Pirc Defense vs French Defense


French easily. After 1.e4, White wants to build a big center. If he can play e4 and d4 without interference, White is better as he controls c5, d5, e5, and f5.
Black must eliminate the big Center. There are 2 ways to do that.
Avoid d4 - 1...e5 and 1...c5, in both cases, capturing if 2.d4, leaving White with just 1 center pawn.
Attack the unprotected e4 - 1...c6 or 1...e6 followed by 2...d5, forcing White to do something. He can trade on d5, removing a central pawn, advance e5, weakening the pawn structure and gaining control of the light squares in the center (White now has no control of e4, d5, or f5), or protect, after which you can take on e4, eliminating a center pawn, or attack e4 again with Nf6 or pin the Knight on c3 in specifically the French to entice e5 out of White.
The Pirc allows White to maintain pawns on e4 and d4.
Statistics mean nothing as you need 30 games to be statistically relevant, and very few players have played the Black side of both openings 30 times each. Doubt I have played 1...d6 30 times. 1...e6 in the thousands.
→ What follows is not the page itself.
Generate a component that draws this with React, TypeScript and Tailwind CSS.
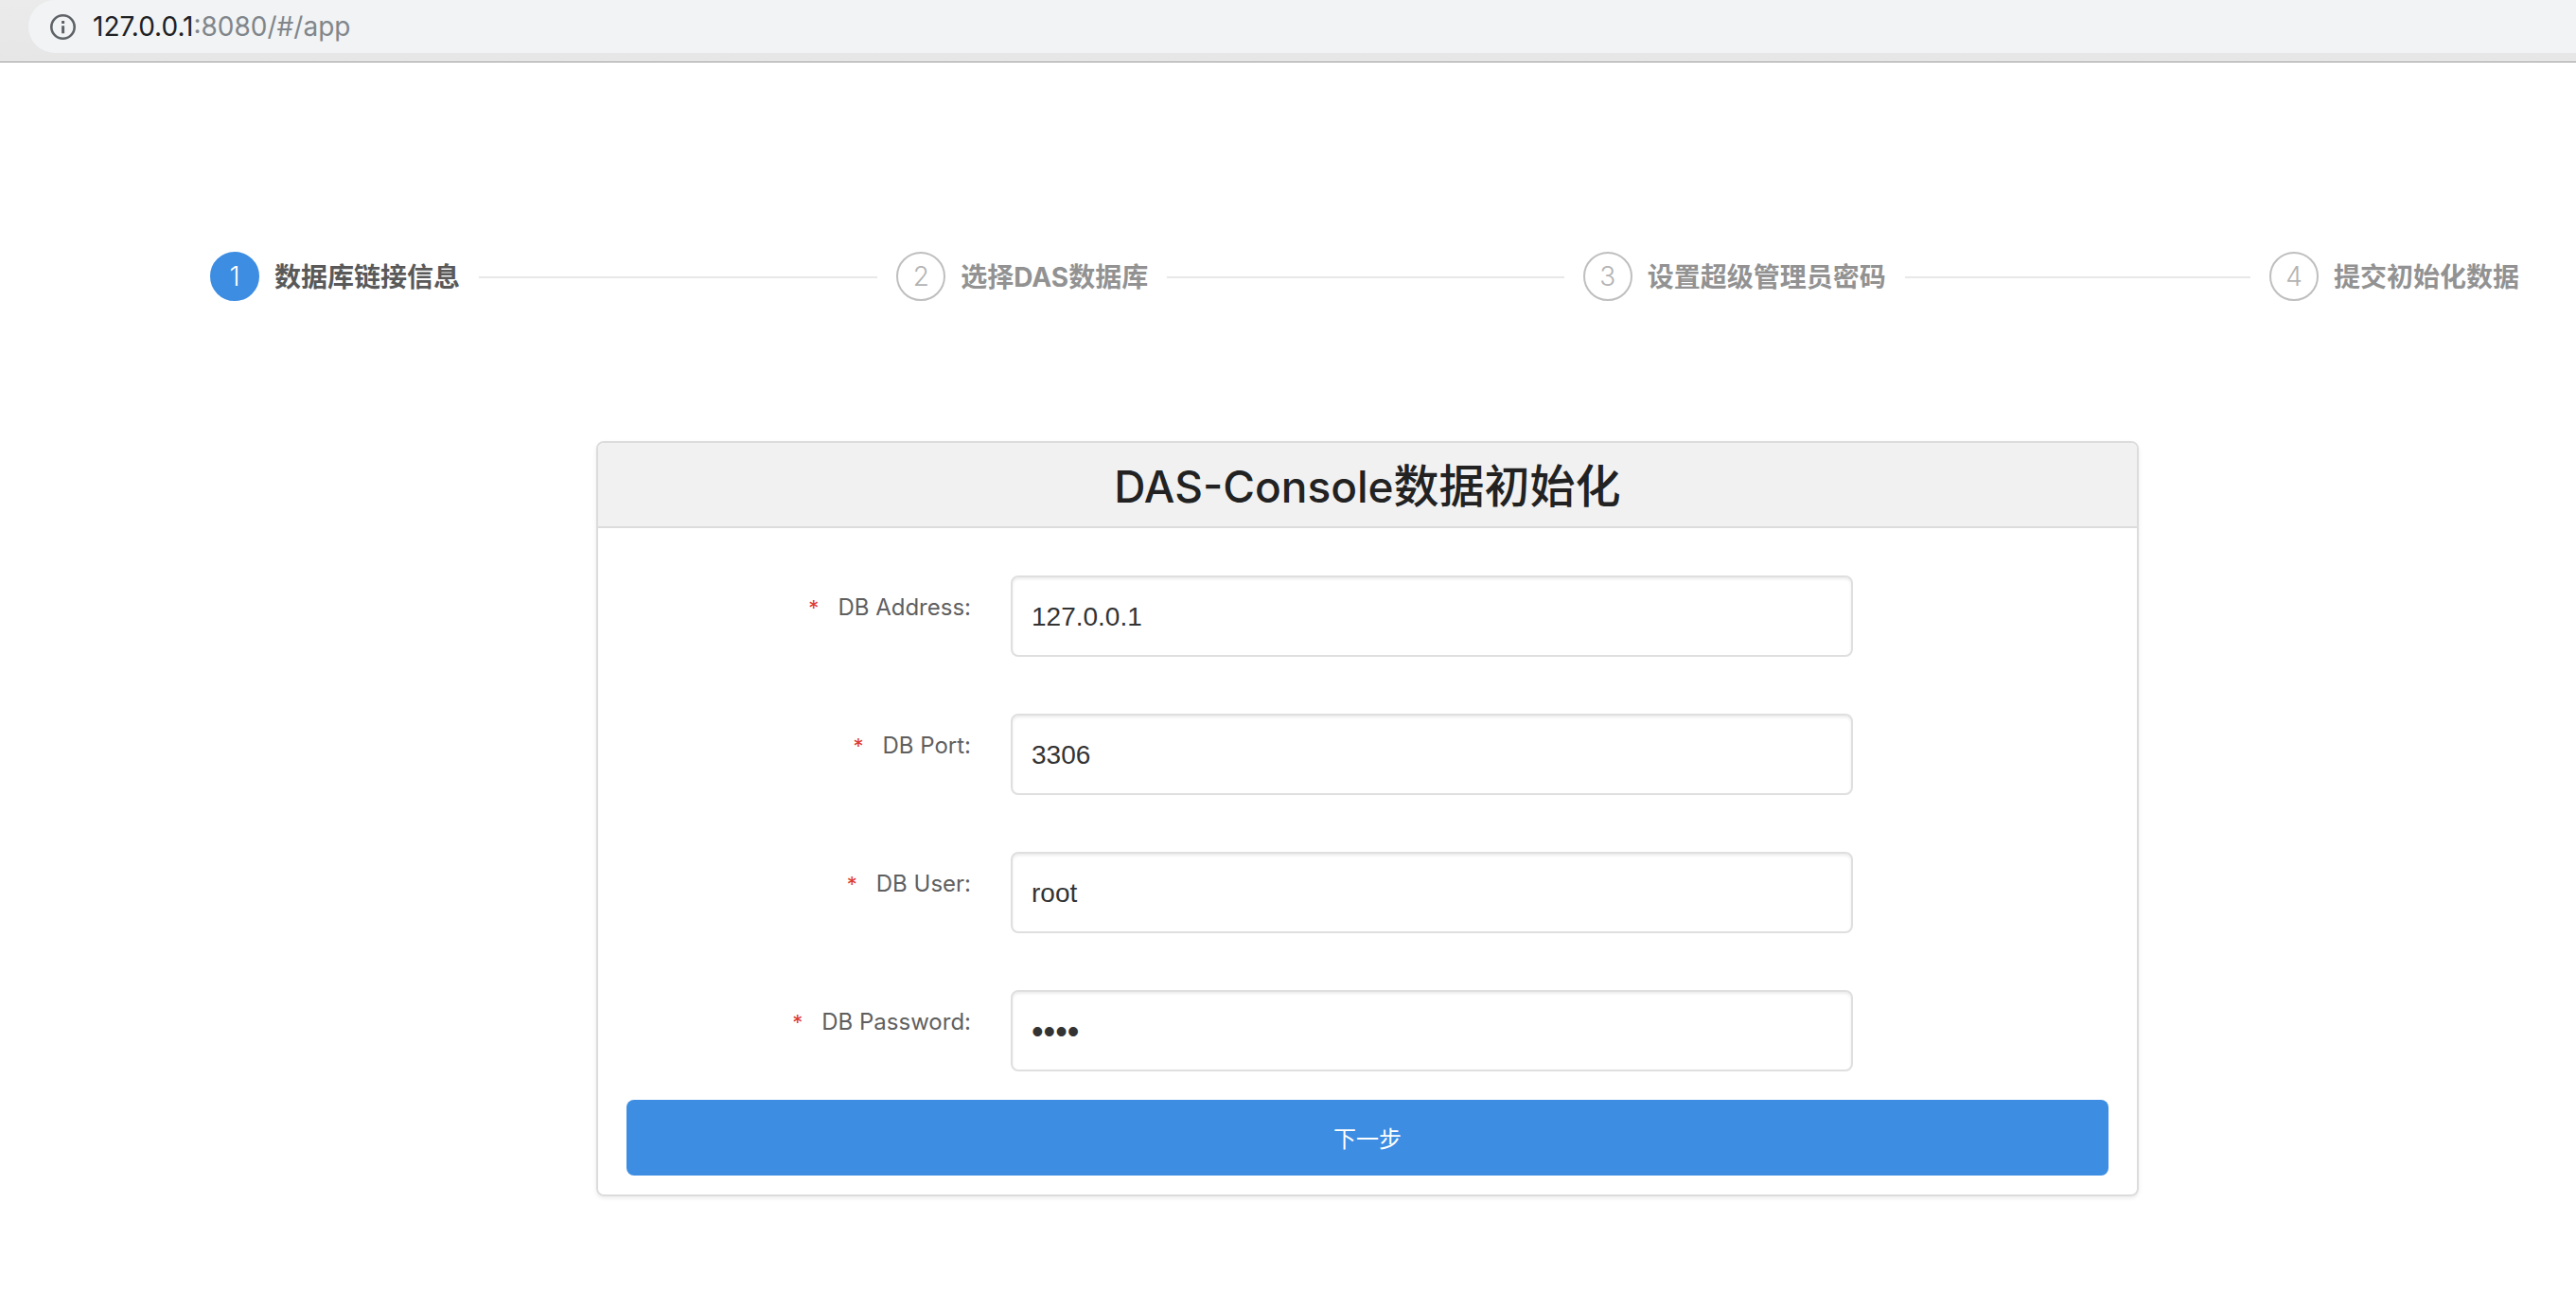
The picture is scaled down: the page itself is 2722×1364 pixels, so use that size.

To answer the previous post, I have played 1...d6 against 1.e4 78 times (vs thousands of 1...e6), but only 1 Pirc. 52 of those 78 games were the Pribyl, and 25 did not feature 2.d4 Nf6 3.Nc3.
That 1 Pitc, White won.

They're very different openings from what I've seen, where the french is about immediately fighting for the centre, and the pirc is more about having a long-term kingside attack; which one is objectively better matters less than which one suits your playstyle. At 1300 the french is often more intuitive since you usually have a very clear plan, but at higher levels they're both good openings. Neither is all that challenging to a seasoned e4 player compared to e5 or c5, but they're both very reputable. They're both on the decline in terms of how many people play them though, so people might not have as much of a plan in them as well. Hope this helps! but note I'm a caro/d4 player myself, so this knowledge is from osmosis.

The french is objectively better, and I do slightly better with it.
Still, I enjoy playing pirc/modern much more and that isn't going to change anytime soon.

pirc is a hard defense to play. Agaisnt anyone sub 2000, the be3 qd2 f3 0-0-0 line is deadly as getting decent positions from that requires both theory and good defensive intuition weaker players usually lack. but even more positional lines like the g3 system can leave black with narrow corridors for counterplay. french is easier by comparison ,even if the positions can sometimes get crooked, blacks counterplay is rarely elusive .
the pirc does have any upside over the french though, if black is going for a must win asymmetrical game , the pirc may be the better option esp if you dont know which version of the french defense lines white plays ahead of times. The french is a great counter-attacking opening but one of its problems is the exchange variation. IF white wants a boring fairly symmetrical game, he can get it easily.
@7
"but one of its problems is the exchange variation"
++ The exchange variation is not as harmless as people think.
https://www.chessgames.com/perl/chessgame?gid=2692010
https://www.chessgames.com/perl/chessgame?gid=2693492
"Agaisnt anyone sub 2000, the be3 qd2 f3 0-0-0 line is deadly" ++ Above 2000 too.

If you are going to play the main variations of pirc, then I would strongly advice you rather go for the french because it is much easier to learn and play.
There are so many sharp variations against the pirc that white can choose from, that you really need to be booked up against everything to not get a loosing position on move 6.
For example, check out this rather unknown line where every move is forced if black want to achieve equality:
If you go for the steinitz french there are much easier strategies to understand and you can start playing it in a few days.